Communist Chinese intelligence agent

Zhu Feng (朱楓 (Zhū Fēng, Chu Feng); 1905–1950) was a Communist Chinese intelligence agent who worked undercover in Taiwan during 1949 gathering information on the Government of the Republic of China (ROC). She completed several missions, successfully transmitting data on military layouts before being arrested in 1950 and subsequently executed. In 2011, after 60 years her ashes were returned to her family in Nanjing and later buried at Babaoshan Revolutionary Cemetery.

==Life==
Zhu was born in 1905 in Ningbo, Zhejiang Province, into a wealthy family that ran a local fishery trade association. She studied at Ningbo Normal School for Women (now part of Ningbo University) where she was introduced to revolutionary ideology. After college, she married engineer Chen Shouqing and the couple moved back to Ningbo following the Mukden Incident. A few years later Chen died of cholera and Zhu remarried, working alongside her new husband Zhu Xiaoguang, whom she had a son with.
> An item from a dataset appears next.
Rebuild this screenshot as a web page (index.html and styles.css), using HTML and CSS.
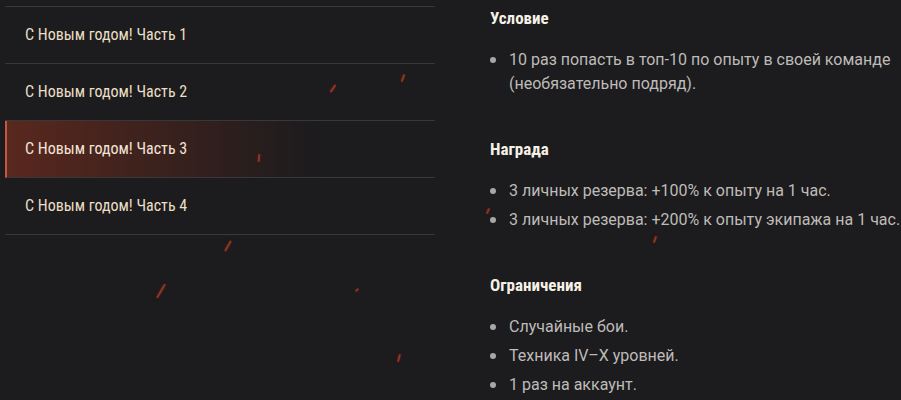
FILE: index.html
```html
<!DOCTYPE html>
<html lang="ru">
<head>
<meta charset="UTF-8">
<meta name="viewport" content="width=device-width, initial-scale=1.0">
<title>С Новым годом!</title>
<link rel="stylesheet" href="styles.css">
</head>
<body>

<div class="sparks">
    <span class="spark" style="left:402px;top:74px;height:8px;transform:rotate(20deg)"></span>
    <span class="spark" style="left:332px;top:84px;height:9px;transform:rotate(35deg)"></span>
    <span class="spark" style="left:258px;top:154px;height:8px;transform:rotate(5deg)"></span>
    <span class="spark" style="left:227px;top:240px;height:12px;transform:rotate(30deg)"></span>
    <span class="spark" style="left:160px;top:283px;height:16px;transform:rotate(30deg)"></span>
    <span class="spark" style="left:356px;top:288px;height:4px;transform:rotate(50deg)"></span>
    <span class="spark" style="left:398px;top:354px;height:8px;transform:rotate(15deg)"></span>
    <span class="spark" style="left:487px;top:208px;height:6px;transform:rotate(25deg)"></span>
    <span class="spark" style="left:654px;top:236px;height:7px;transform:rotate(20deg)"></span>
</div>

<div class="page">
    <ul class="menu">
        <li class="menu-item">С Новым годом! Часть 1</li>
        <li class="menu-item">С Новым годом! Часть 2</li>
        <li class="menu-item active">С Новым годом! Часть 3</li>
        <li class="menu-item">С Новым годом! Часть 4</li>
    </ul>

    <div class="details">
        <div class="block">
            <h3>Условие</h3>
            <ul class="points">
                <li>10 раз попасть в топ-10 по опыту в своей команде (необязательно подряд).</li>
            </ul>
        </div>
        <div class="block">
            <h3>Награда</h3>
            <ul class="points">
                <li>3 личных резерва: +100% к опыту на 1 час.</li>
                <li>3 личных резерва: +200% к опыту экипажа на 1 час.</li>
            </ul>
        </div>
        <div class="block">
            <h3>Ограничения</h3>
            <ul class="points">
                <li>Случайные бои.</li>
                <li>Техника IV–X уровней.</li>
                <li>1 раз на аккаунт.</li>
            </ul>
        </div>
    </div>
</div>

</body>
</html>
```

FILE: styles.css
```css
body {
    margin: 0;
    height: 400px;
    background-color: #1c1b1e;
    font-family: Roboto, "Liberation Sans", sans-serif;
    overflow: hidden;
}
.page {
    display: flex;
    padding-top: 6px;
}
.menu {
    list-style: none;
    margin: 0 0 0 5px;
    padding: 0;
    width: 430px;
    flex-shrink: 0;
    border-top: 1px solid #38373a;
}
.menu-item {
    height: 56px;
    line-height: 56px;
    padding-left: 20px;
    border-bottom: 1px solid #38373a;
    color: #e9dfc4;
    font-size: 16px;
    font-stretch: 80%;
}
.menu-item.active {
    padding-left: 18px;
    border-left: 2px solid #c05a3e;
    color: #f3e4d8;
    background: linear-gradient(90deg, rgba(100, 42, 30, 0.85) 0%, rgba(80, 38, 28, 0.6) 35%, rgba(28, 27, 30, 0) 72%);
}
.details {
    margin-left: 55px;
}
.block {
    margin-bottom: 41px;
}
.block h3 {
    margin: 0;
    line-height: 24px;
    font-size: 17px;
    font-weight: 700;
    font-stretch: 85%;
    color: #f6f1e6;
}
.points {
    list-style: none;
    margin: 18px 0 0;
    padding: 0;
}
.points li {
    display: flex;
    line-height: 24px;
    margin-bottom: 5px;
    font-size: 16px;
    color: #bebcb8;
}
.points li::before {
    content: "";
    flex-shrink: 0;
    width: 6px;
    height: 6px;
    margin: 9px 13px 0 0;
    border-radius: 50%;
    background-color: #a9a7a4;
}
.sparks {
    position: absolute;
    top: 0;
    left: 0;
}
.spark {
    position: absolute;
    width: 2px;
    border-radius: 1px;
    background-color: #8f3522;
    box-shadow: 0 0 3px rgba(150, 50, 30, 0.5);
}
```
She operated a bookstore distributing anti-Japanese propaganda. In 1945 she joined the Chinese Communist Party and three years later was sent to Hong Kong as a spy at the Hong Kong Hezhong Trading Corporation.

After working in Hong Kong, she was dispatched to Taiwan in 1949 to gather military intelligence on the Kuomintang who had recently fled from mainland China to re-establish their government on the island. She met with two undercover agents: Cai Xiaoqian, secretary of Taiwan CPC Working Committee and Wu Shi, a CPC intelligence worker serving at a high-ranking post in the ROC government. They reported having organised armed forces to aid the People's Liberation Army in taking Taiwan and passed her microfilm with military plans.

After having the microfilm successfully smuggled off the island via Keelung Port, Cai Xiaoqian was exposed as a spy and broke under interrogation revealing Zhu's identity and the CPC's plan to invade Taiwan. After a suicide attempt, Zhu was arrested in February 1950, tried and executed by firing squad on 10 June 1950 in Taipei. The CPC declared her a martyr of the revolution.

==Return of remains==
In 2001 the Shandong Pictorial Publishing House printed two photos of Zhu Feng, one at her trial clutching a railing and one shortly before her execution. The photos were seen by her family in Nanjing and prompted them to request her ashes be returned to them from the ROC government.
After a decade of searching, scholars managed to locate Zhu Feng's remains at the Fude Cemetery of Taipei and on 9 December 2011 they were returned to Mainland China to be buried at the Babaoshan Revolutionary Cemetery.

== Memorials and commemorations ==
In October 2013, the Liaison Division of the General Political Department of the People's Liberation Army built the Unknown Heroes Square in Beijing West Mountain National Forest Park, which featured statues of Wu Shi, Zhu Feng, Chen Baocang, and Nie Xi.

Her story was also brought to a wider audience through her portrayal by actress Wu Yue in the 2025 television series Silence Honor.